[Code that builds pages]
━━━

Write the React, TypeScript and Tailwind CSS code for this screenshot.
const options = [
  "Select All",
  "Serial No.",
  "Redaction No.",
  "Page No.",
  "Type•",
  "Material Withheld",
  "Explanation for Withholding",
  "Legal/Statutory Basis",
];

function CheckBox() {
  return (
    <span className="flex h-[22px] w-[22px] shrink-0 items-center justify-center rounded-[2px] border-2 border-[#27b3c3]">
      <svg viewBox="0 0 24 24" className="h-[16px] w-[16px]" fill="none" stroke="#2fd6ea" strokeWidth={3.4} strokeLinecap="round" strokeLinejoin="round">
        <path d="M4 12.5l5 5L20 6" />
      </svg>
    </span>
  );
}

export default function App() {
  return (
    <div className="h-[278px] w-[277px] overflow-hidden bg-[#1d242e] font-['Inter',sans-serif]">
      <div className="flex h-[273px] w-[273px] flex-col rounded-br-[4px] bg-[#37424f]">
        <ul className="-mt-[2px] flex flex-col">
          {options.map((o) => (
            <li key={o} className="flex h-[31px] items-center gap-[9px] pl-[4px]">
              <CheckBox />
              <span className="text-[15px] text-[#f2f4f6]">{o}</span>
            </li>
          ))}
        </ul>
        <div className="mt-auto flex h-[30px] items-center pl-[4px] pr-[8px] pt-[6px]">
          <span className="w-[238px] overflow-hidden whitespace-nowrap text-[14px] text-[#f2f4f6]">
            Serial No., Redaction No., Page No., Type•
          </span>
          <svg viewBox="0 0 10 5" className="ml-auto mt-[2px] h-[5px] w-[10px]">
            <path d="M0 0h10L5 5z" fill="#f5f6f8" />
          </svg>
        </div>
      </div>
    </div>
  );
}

━━━

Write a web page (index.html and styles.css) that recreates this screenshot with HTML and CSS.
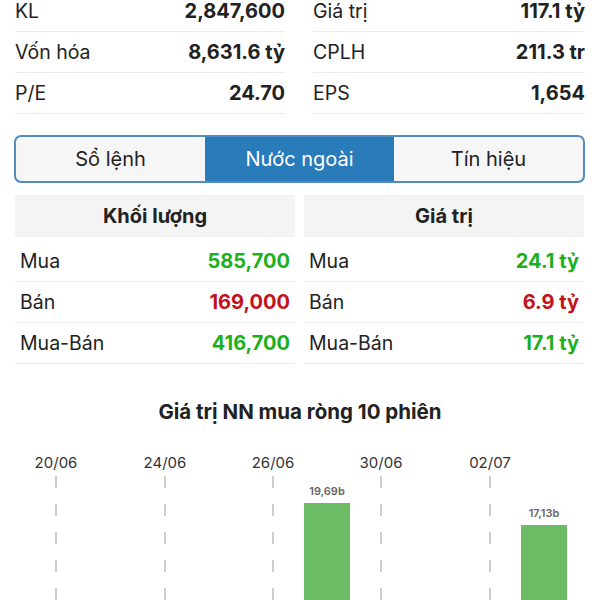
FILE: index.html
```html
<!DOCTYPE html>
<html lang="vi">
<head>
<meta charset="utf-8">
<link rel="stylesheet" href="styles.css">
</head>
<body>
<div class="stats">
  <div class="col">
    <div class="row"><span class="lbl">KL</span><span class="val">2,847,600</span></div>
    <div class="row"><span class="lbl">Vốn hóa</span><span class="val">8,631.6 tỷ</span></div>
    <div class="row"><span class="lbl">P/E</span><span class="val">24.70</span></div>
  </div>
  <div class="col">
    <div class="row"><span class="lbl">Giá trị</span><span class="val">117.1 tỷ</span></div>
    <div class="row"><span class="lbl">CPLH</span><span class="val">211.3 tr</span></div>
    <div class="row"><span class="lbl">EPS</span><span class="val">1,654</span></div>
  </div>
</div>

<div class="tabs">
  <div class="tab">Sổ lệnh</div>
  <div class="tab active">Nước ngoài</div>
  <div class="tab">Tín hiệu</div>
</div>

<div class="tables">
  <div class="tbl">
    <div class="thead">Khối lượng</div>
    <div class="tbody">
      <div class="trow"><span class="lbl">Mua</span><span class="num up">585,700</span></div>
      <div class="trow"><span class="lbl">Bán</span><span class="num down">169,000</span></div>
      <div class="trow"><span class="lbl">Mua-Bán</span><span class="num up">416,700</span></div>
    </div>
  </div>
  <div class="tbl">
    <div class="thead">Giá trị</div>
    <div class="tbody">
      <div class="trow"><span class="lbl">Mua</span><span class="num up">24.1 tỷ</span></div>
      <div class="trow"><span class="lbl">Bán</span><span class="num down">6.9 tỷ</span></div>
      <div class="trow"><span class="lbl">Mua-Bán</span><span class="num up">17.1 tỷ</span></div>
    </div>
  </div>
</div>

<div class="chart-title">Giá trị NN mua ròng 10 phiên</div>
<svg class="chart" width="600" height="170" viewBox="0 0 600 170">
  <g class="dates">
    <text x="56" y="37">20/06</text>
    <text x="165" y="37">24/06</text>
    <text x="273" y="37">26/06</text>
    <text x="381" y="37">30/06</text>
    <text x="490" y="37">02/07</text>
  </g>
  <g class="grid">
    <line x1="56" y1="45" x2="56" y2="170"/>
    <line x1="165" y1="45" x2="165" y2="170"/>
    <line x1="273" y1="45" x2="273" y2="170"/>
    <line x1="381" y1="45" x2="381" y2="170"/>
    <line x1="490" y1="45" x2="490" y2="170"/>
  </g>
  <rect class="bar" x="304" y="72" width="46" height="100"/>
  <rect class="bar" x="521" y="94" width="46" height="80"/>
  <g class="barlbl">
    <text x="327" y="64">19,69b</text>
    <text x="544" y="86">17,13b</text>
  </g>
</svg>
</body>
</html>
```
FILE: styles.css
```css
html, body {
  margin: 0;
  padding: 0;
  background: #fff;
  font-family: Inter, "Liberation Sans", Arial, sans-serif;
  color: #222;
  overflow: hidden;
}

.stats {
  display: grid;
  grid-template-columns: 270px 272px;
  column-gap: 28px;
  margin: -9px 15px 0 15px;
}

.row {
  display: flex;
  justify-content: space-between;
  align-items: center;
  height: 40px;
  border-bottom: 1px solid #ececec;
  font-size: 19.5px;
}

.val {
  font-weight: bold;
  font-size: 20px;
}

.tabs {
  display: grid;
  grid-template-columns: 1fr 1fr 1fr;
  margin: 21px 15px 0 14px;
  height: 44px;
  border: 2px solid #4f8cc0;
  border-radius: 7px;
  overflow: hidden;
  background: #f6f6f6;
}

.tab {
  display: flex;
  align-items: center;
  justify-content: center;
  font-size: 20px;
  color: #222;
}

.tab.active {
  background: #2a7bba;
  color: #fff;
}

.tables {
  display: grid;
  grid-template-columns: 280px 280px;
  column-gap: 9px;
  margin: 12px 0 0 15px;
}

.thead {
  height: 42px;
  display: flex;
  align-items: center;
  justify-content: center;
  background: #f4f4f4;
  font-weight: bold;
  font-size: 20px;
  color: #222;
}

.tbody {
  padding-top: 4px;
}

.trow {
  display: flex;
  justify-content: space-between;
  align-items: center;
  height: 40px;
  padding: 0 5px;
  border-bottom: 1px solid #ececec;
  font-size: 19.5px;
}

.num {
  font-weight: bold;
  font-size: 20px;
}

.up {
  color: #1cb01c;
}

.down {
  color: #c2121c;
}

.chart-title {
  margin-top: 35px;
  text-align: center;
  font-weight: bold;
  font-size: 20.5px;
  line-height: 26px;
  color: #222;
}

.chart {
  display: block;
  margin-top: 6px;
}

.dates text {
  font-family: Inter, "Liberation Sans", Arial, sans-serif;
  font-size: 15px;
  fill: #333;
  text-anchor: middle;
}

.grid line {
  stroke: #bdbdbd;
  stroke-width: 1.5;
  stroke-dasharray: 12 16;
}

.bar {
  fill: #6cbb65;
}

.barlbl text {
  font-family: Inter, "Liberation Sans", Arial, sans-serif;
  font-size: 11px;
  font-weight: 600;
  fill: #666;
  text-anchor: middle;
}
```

━━━

*Work to be completed*.
In the listing, find every line containing the word "styles" and list it.

*Output below*.
Write a web page (index.html and styles.css) that recreates this screenshot with HTML and CSS.
<link rel="stylesheet" href="styles.css">
FILE: styles.css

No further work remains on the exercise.